Throughout the entire simulation, no message loss or incorrect filtering of received messages was observed. Thus, for the implemented set of filtering rules and sustained message rate (an average of 8 messages per second), both reflecting realistic emergency response conditions, the mobile phone seems capable of coping with both message reception and filtering.

Collaboration technologies for emergency response have not received much dedicated attention from research in CSCW, mobile, ubiquitous computing, and related areas; nevertheless some of the outputs of such research could be relevant to emergency response support. For example, location-based notifications that alert the users in a target area to information of interest to them could easily be added to our approach as additional types of filtering rules that add location to the properties of a received message. Filtering on the other hand, has been an active topic for research in mobile based communications. In [10] the use of a ‘middleman’ between message sender and receiver is proposed to filter or delay all but the most essential data when the communication link to the mobile device is slow.

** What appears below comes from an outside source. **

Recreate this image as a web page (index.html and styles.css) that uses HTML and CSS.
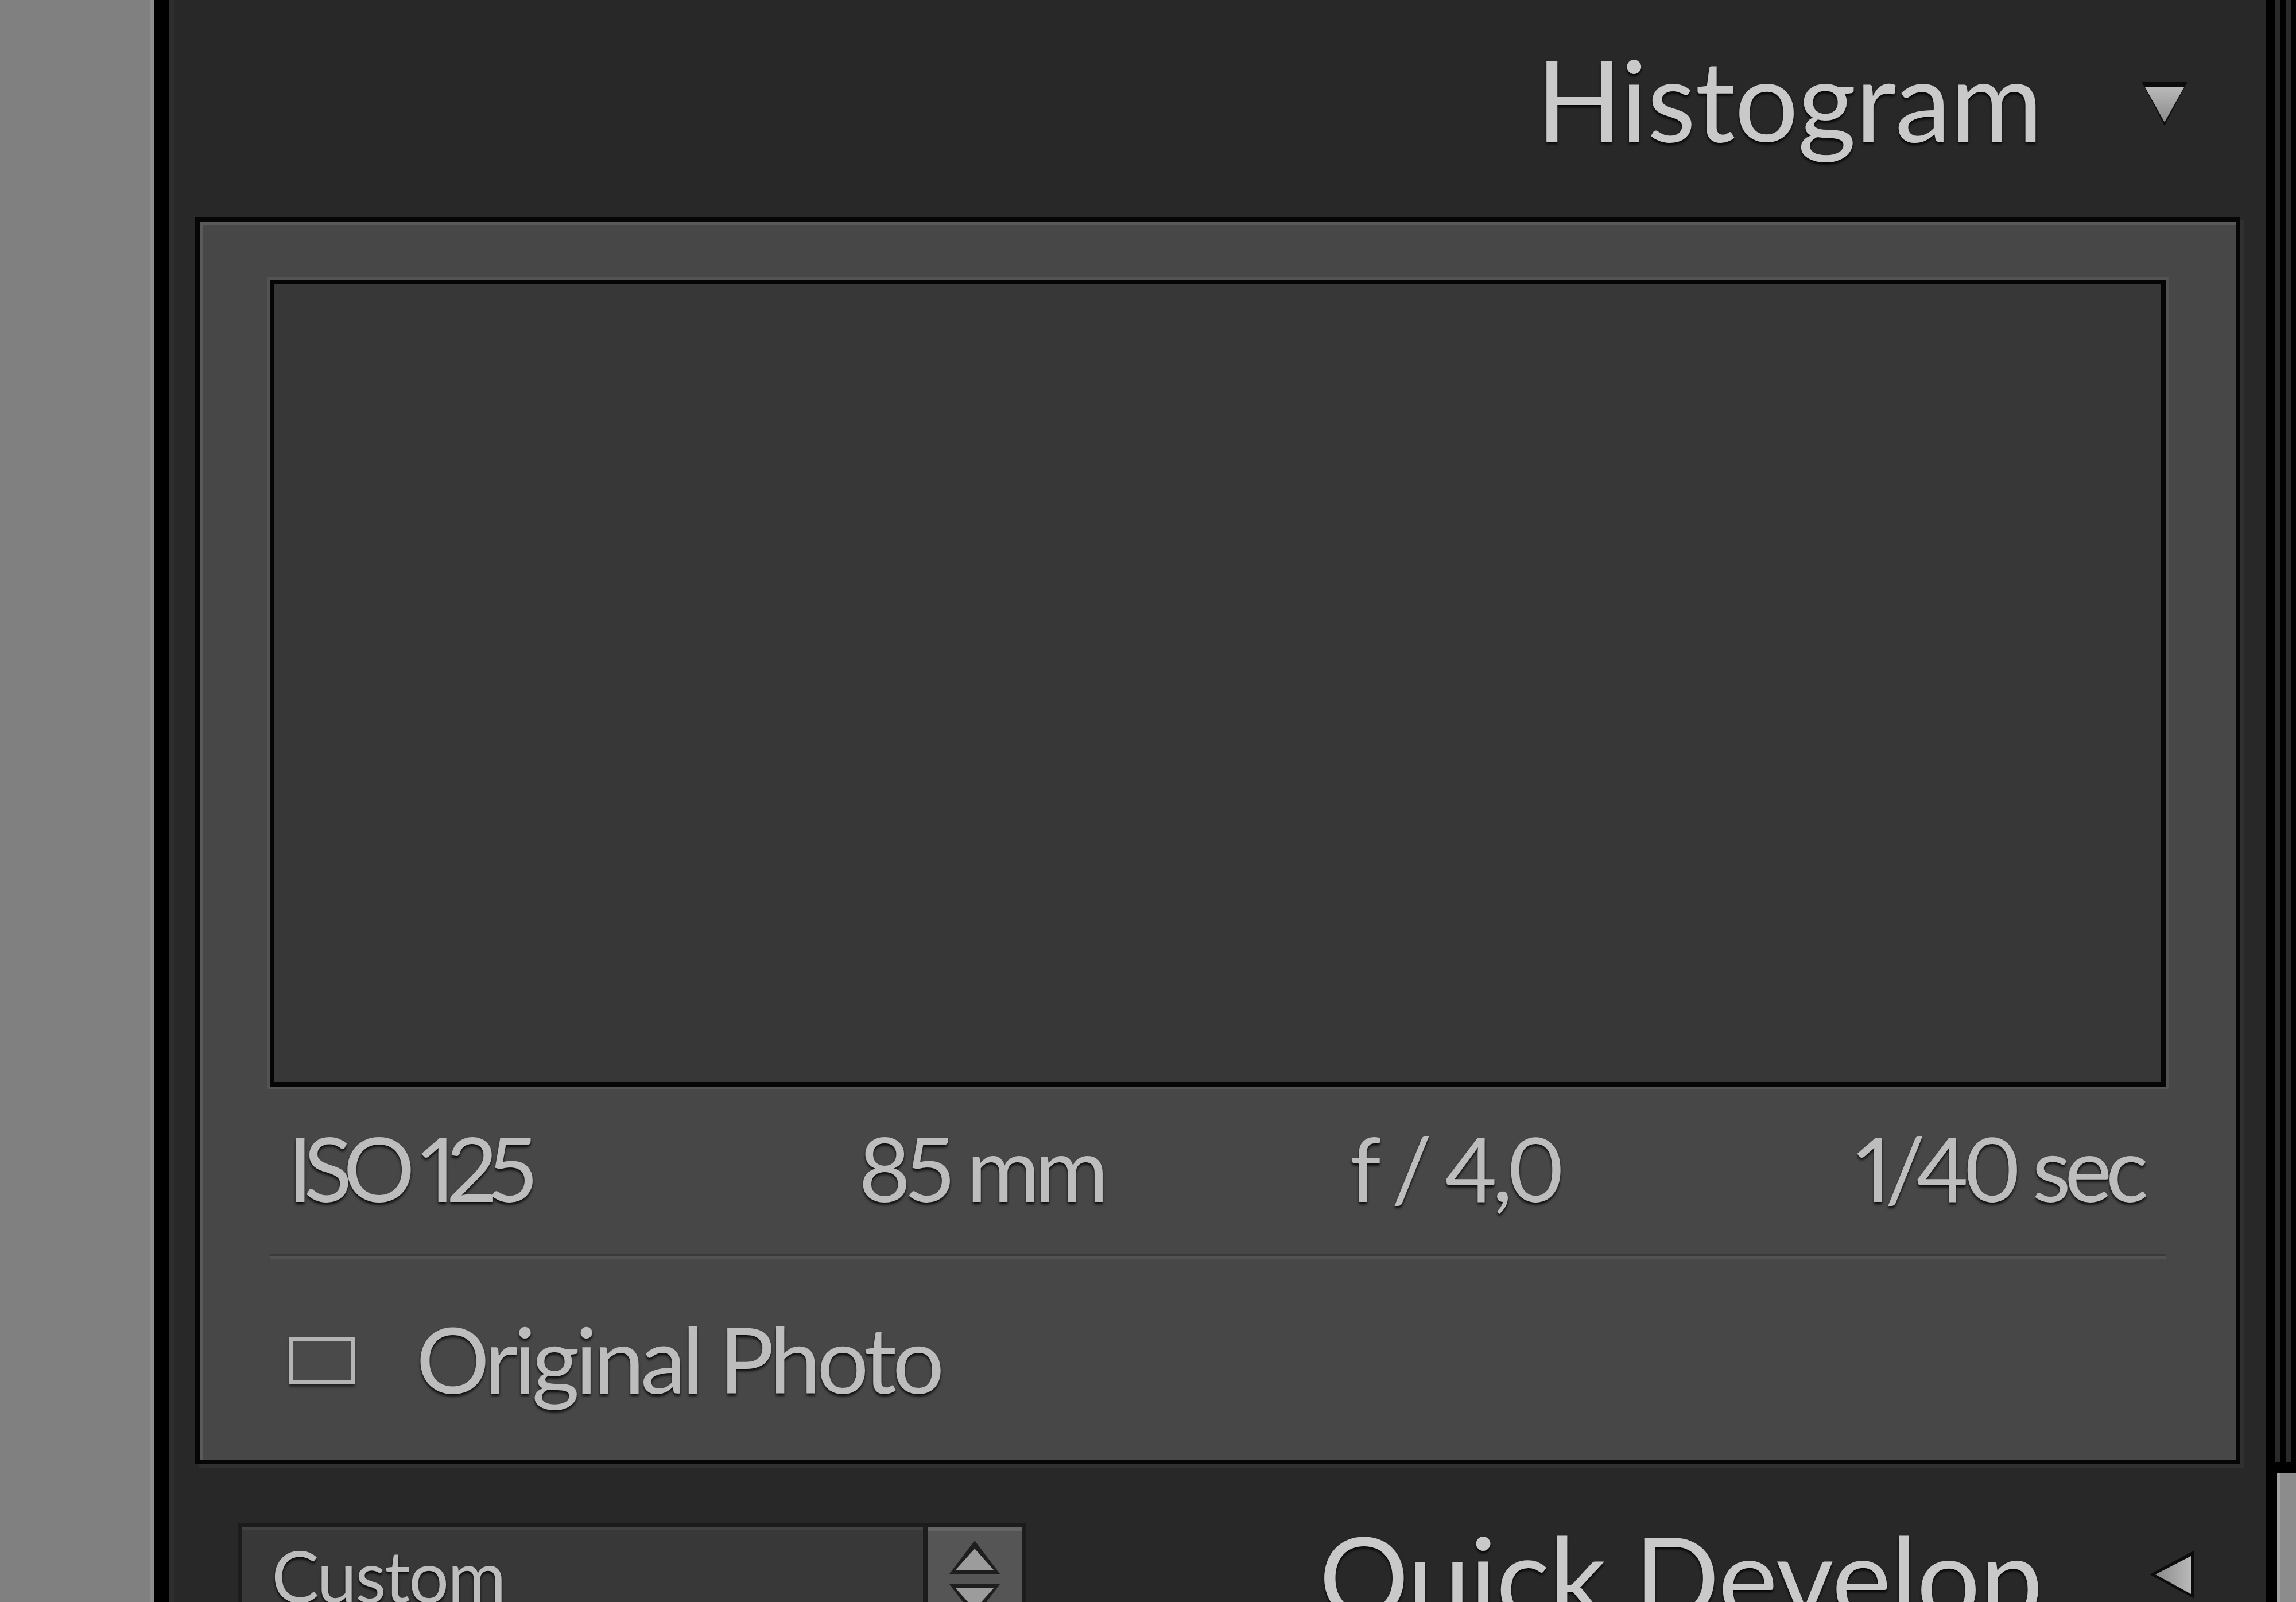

Yet, other approaches suggest that such filtering should be done collaboratively, i.e., shared between the participating mobile devices [11]. As this paper demonstrates, it is also feasible to do message filtering, in real-time, on individual mobile devices.

On the device we used for the experimentations, we observed a 50% CPU utilisation during the simulation. Careful tuning of applications and services that run on the phone is required therefore, in order not to over-tax the phone’s resources. More importantly perhaps, the battery utilisation of the filtering application during the simulation was observed to be in excess of 50%. Hence, there is a need to formulate a filtering mechanism that optimizes the computation and space constraints [12] and reduces battery consumption, to make mobile phones suitability for long-running operations.

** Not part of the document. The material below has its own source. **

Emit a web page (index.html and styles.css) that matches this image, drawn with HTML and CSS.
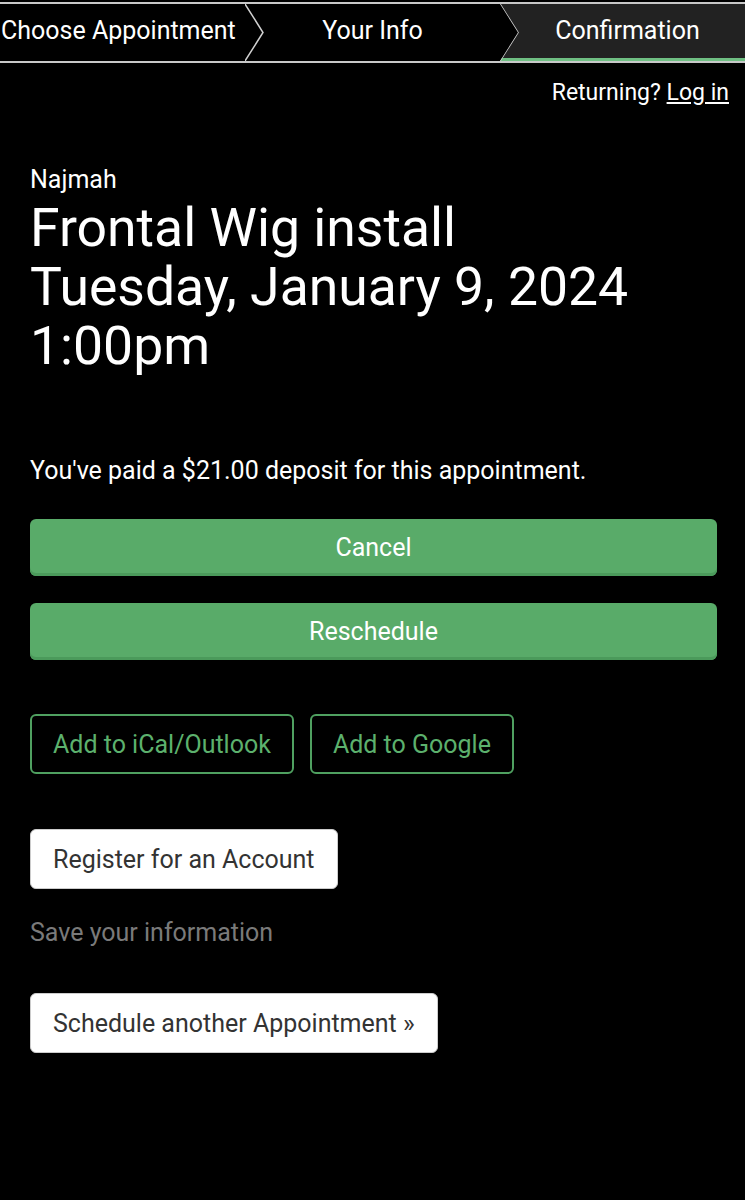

Future research could improve the current approach in several ways, for example, by adding multimodal interfaces such as sound and haptics, as in the multimodal information assistant system for crisis management, proposed in [13]. Such mechanisms could be employed to highlight the importance of messages, rather than relying solely on their ranking on the message list. Also, a filtering approach that uses ontologies about events, locations and emergency equipments, to perform semantic filtering of messages, could be utilised [12]. Finally, the filtering mechanism could be made more adaptable using either supervised or unsupervised machine learning techniques.